▶ [Instruction]: Retype the opening lines of the data exactly, stopping after the line that contains "const records = [0, 1, 2, 3];". Skip every picture.

▶ [Given material]:

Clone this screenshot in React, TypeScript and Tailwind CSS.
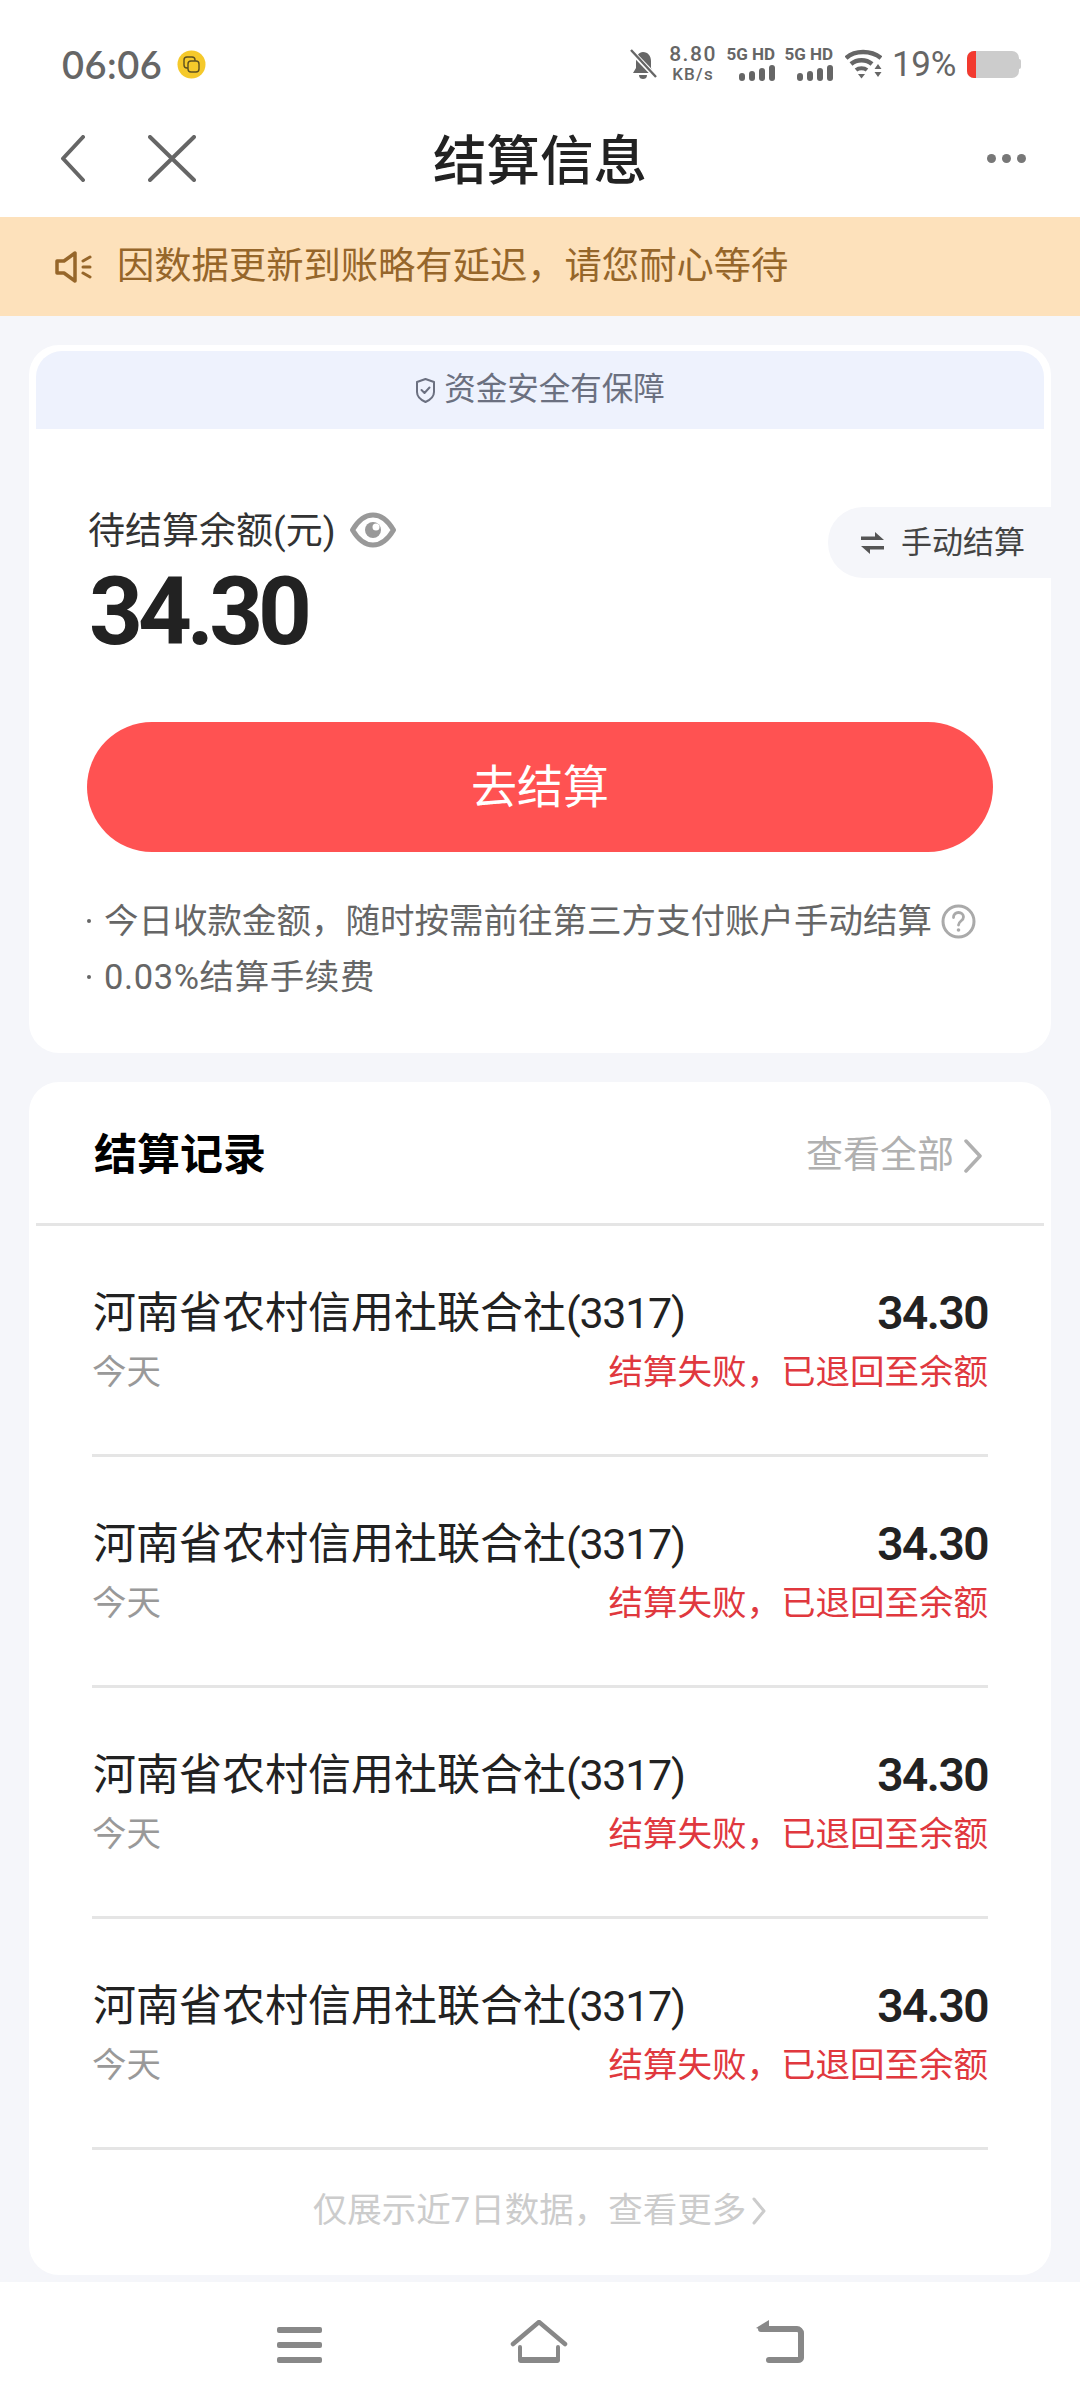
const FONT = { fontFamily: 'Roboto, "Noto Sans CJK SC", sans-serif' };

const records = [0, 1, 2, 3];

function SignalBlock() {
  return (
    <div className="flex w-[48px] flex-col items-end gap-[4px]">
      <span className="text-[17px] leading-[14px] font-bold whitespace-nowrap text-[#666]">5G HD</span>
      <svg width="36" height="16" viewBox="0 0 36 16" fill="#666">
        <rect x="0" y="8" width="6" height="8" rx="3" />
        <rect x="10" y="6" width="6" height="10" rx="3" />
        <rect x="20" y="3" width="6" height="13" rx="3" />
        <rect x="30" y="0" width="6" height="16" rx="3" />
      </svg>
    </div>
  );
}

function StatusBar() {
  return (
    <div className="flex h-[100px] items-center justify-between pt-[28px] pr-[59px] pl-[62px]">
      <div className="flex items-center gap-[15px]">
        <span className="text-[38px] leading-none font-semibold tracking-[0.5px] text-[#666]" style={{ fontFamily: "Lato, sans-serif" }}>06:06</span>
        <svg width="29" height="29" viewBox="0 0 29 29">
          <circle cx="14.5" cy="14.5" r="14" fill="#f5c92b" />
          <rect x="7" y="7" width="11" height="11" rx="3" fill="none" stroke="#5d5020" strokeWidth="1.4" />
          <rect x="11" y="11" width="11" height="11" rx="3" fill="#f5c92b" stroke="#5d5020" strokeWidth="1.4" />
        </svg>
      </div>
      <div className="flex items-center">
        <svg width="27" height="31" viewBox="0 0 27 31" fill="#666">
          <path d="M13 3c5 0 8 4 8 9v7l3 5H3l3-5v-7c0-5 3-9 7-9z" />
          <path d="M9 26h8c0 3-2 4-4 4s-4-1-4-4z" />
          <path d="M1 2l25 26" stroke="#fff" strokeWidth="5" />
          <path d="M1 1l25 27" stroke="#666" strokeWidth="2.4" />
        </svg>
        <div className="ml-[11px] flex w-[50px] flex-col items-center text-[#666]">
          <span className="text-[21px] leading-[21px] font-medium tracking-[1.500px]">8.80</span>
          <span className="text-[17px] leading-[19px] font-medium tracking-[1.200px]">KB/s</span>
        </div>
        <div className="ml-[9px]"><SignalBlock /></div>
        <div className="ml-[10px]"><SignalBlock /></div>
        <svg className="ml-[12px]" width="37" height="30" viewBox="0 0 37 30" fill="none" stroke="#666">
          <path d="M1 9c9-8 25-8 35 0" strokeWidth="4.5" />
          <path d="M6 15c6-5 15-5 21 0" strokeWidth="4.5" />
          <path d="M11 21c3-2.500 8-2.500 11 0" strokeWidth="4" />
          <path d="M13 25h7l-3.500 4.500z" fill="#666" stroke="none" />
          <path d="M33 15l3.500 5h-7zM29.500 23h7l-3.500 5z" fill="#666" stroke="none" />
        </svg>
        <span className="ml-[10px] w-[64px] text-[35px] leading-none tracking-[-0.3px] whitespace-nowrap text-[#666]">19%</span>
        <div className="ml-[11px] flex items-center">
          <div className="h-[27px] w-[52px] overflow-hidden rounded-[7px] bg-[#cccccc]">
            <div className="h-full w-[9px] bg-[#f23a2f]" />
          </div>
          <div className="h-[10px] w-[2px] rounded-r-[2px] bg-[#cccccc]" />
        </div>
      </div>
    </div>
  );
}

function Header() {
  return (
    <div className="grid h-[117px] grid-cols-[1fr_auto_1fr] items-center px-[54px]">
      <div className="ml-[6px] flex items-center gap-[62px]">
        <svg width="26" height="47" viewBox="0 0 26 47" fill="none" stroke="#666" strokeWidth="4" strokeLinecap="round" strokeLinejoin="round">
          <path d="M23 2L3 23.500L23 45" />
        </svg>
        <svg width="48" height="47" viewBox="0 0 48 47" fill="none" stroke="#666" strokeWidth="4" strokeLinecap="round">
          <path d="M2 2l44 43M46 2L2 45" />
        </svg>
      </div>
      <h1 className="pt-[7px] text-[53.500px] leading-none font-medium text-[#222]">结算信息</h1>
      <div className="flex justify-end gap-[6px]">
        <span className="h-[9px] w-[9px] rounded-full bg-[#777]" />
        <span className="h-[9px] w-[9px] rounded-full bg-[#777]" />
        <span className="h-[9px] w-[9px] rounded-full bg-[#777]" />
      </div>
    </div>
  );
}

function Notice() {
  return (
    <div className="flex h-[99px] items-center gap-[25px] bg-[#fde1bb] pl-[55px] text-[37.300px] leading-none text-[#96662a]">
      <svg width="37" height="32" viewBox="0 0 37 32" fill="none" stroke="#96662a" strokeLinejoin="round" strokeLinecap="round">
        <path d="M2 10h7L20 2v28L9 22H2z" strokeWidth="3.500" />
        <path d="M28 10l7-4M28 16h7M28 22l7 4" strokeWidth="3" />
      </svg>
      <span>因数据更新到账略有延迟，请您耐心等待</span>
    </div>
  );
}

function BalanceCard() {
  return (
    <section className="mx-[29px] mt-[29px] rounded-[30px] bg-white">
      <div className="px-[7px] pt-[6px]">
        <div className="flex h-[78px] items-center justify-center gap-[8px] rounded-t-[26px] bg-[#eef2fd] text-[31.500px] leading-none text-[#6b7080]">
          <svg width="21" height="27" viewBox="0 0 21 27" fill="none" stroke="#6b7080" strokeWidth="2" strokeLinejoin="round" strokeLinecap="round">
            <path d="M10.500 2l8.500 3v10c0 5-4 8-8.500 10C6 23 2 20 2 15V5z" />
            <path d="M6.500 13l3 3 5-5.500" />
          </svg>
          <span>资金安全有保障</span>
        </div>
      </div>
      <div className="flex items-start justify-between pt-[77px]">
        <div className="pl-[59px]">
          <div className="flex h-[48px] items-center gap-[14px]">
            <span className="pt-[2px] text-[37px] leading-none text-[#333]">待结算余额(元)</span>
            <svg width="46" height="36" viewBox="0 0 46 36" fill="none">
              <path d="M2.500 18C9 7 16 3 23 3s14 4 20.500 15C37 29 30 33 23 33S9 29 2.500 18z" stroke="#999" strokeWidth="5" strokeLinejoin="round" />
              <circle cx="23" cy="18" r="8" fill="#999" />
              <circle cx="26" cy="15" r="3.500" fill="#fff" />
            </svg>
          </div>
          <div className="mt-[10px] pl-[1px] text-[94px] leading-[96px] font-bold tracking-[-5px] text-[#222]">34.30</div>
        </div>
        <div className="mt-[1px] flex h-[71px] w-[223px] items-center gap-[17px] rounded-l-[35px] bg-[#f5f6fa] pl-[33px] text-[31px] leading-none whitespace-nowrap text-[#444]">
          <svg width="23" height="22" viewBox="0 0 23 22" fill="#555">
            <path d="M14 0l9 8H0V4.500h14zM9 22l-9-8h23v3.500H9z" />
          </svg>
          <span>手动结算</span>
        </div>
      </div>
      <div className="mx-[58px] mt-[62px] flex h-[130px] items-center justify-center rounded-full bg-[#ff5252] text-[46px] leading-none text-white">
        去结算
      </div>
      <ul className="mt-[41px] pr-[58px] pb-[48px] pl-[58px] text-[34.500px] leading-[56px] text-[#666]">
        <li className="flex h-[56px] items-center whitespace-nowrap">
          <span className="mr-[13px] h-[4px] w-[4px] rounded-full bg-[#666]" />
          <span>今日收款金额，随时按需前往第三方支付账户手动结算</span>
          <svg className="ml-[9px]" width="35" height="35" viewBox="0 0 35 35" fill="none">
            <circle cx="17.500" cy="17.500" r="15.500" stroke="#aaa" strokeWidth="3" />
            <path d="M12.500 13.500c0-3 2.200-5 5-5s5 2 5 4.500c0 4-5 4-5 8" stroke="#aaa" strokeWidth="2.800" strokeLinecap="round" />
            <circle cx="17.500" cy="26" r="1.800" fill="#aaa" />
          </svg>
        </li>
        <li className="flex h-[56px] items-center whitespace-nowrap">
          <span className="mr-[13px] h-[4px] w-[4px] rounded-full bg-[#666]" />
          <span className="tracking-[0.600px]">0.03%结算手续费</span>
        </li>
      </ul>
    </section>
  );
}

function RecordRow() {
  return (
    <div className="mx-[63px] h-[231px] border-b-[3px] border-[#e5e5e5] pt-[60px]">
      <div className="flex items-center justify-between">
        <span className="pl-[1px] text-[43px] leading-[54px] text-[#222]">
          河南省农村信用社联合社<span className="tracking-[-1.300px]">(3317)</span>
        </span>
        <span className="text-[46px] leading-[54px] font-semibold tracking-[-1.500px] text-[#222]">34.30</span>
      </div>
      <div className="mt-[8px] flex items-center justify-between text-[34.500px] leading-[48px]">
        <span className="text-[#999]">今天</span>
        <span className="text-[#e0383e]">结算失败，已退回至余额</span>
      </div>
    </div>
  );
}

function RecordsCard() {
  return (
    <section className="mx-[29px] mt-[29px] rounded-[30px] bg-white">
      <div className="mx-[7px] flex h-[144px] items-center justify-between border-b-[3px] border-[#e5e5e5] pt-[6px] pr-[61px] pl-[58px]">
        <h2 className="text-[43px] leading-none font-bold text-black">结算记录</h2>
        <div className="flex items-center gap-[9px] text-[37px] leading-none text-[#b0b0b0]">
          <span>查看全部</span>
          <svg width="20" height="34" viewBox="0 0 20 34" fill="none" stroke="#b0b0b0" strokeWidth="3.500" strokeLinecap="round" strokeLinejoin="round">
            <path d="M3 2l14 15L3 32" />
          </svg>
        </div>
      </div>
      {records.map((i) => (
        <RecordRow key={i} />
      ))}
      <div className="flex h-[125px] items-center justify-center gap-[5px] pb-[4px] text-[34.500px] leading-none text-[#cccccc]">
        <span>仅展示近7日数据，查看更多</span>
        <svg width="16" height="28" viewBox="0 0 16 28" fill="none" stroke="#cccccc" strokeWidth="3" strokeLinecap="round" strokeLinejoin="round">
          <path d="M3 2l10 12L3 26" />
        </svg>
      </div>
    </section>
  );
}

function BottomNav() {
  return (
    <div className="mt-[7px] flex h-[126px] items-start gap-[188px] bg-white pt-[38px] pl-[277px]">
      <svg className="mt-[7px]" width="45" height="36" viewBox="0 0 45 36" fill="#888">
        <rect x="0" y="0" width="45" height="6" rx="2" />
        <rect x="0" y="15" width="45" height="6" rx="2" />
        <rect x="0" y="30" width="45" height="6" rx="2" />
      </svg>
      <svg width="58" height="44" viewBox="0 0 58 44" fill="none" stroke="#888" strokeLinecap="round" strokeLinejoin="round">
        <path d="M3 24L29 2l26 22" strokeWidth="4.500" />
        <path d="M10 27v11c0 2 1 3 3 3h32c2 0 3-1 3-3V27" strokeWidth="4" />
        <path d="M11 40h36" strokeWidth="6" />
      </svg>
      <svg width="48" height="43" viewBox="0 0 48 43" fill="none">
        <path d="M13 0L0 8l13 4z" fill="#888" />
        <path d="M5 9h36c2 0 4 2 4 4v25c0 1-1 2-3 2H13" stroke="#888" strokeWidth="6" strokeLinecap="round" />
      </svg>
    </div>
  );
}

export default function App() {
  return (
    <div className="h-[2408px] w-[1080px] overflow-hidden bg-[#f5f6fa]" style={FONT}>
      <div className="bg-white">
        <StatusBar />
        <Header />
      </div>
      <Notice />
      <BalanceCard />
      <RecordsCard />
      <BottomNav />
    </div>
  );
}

▶ [Expected answer]:
Clone this screenshot in React, TypeScript and Tailwind CSS.
const FONT = { fontFamily: 'Roboto, "Noto Sans CJK SC", sans-serif' };

const records = [0, 1, 2, 3];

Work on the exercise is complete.